Humphrey, 512 U.S. 477, 486-87 (1994), the Supreme Court held such claims to be
[W]hen a state prisoner seeks damages in a § 1983 suit, the district court
must consider whether a judgment in favor of the plaintiff would
necessarily imply the invalidity of his conviction or sentence; if it would,
the complaint must be dismissed unless plaintiff can demonstrate that the
conviction or sentence has already been invalidated.
A petition for a writ of habeas corpus provides the appropriate vehicle for
challenging the fact or duration of a prisoner’s confinement in federal court. Preiser
v. Rodriguez, 411 U.S. 475, 486-87 (1973). The Court cannot convert this matter into
a petition for a writ of habeas corpus. Heck clearly directs a federal district court to
dismiss a civil rights complaint which raises claims that attack the validity of a
conviction; it does not direct a court to construe the civil rights complaint as a habeas
petition. See, Parker v. Phillips, 27 F. App’x 491, 494 (6th Cir. 2001); Murphy v.
Martin, 343 F. Supp. 2d 603, 610 (E.D. Mich. 2004).
CONCLUSION AND ORDER
For the foregoing reasons,
IT IS ORDERED that Motion to Proceed (Doc. No. 8) is GRANTED on a
limited basis for the Court to review the Application to Proceed Without Prepaying
Fees and Costs and to initially review the Complaint.
IT IS FURTHER ORDERED that the Application to Proceed Without
Prepaying Fees or Costs (Doc. No. 9) is GRANTED.
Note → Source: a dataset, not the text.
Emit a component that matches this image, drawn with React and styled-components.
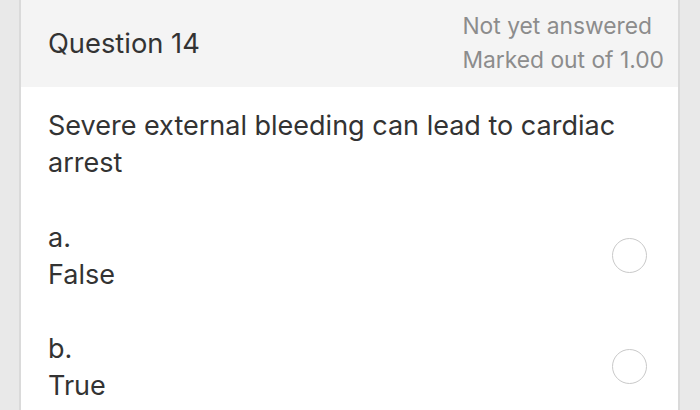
import React from "react";
import styled, { createGlobalStyle } from "styled-components";

const Global = createGlobalStyle`
  html, body { margin: 0; padding: 0; background: #e9e9e9; }
  body { font-family: Inter, "Liberation Sans", Arial, sans-serif; }
`;

const Page = styled.div`
  width: 700px;
  height: 410px;
  overflow: hidden;
  padding: 0 20px 0 19px;
  box-sizing: border-box;
  background: #e9e9e9;
`;

const Card = styled.div`
  height: 100%;
  background: #ffffff;
  border-left: 2px solid #dadada;
  border-right: 2px solid #dadada;
`;

const Header = styled.div`
  height: 87px;
  background: #f4f4f4;
  display: flex;
  align-items: center;
  justify-content: space-between;
  padding: 0 14px 0 27px;
`;

const Title = styled.div`
  font-size: 27.3px;
  color: #333333;
  margin-top: -1px;
`;

const Meta = styled.div`
  font-size: 22.8px;
  line-height: 34px;
  color: #8c8c8c;
  margin-top: -2px;
`;

const Body = styled.div`
  padding: 21px 31px 0 27px;
`;

const QuestionText = styled.div`
  font-size: 27px;
  line-height: 36.5px;
  color: #333333;
  margin-bottom: 39px;
`;

const Option = styled.label`
  display: flex;
  align-items: center;
  justify-content: space-between;
  margin-bottom: 38px;
`;

const OptionText = styled.div`
  font-size: 27px;
  line-height: 36.5px;
  color: #333333;
`;

const Radio = styled.span`
  width: 35px;
  height: 35px;
  box-sizing: border-box;
  border-radius: 50%;
  border: 1.5px solid #c9c9c9;
  background: #ffffff;
  margin-top: -2px;
`;

const options = [
  { letter: "a.", text: "False" },
  { letter: "b.", text: "True" },
];

export default function App() {
  return (
    <>
      <Global />
      <Page>
        <Card>
          <Header>
            <Title>Question 14</Title>
            <Meta>
              <div>Not yet answered</div>
              <div>Marked out of 1.00</div>
            </Meta>
          </Header>
          <Body>
            <QuestionText>
              Severe external bleeding can lead to cardiac
              <br />
              arrest
            </QuestionText>
            {options.map((o) => (
              <Option key={o.letter}>
                <OptionText>
                  <div>{o.letter}</div>
                  <div>{o.text}</div>
                </OptionText>
                <Radio />
              </Option>
            ))}
          </Body>
        </Card>
      </Page>
    </>
  );
}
IT IS FURTHER ORDERED that the Complaint is DISMISSED with
prejudice as to the legal malpractice and constitutional claims pursuant to
Fed.R.Civ.P. 12(b)(1), but without prejudice as to any appropriate habeas proceeding
under 28 U.S.C. § 2254.
IT IS FURTHER ORDERED that an appeal from this order would be frivolous
and would not be taken in good faith. 28 U.S.C. § 1915(a)(3); Coppedge v. United
States, 369 U.S. 438, 443-45 (1962); McGore, 114 F.3d at 610-11. Leave to file an
appeal in forma pauperis is therefore also DENIED.
S/Denise Page Hood
Denise Page Hood
Chief Judge, United States District Court
Dated: August 31, 2017
I hereby certify that a copy of the foregoing document was served upon counsel of
record on August 31, 2017, by electronic and/or ordinary mail.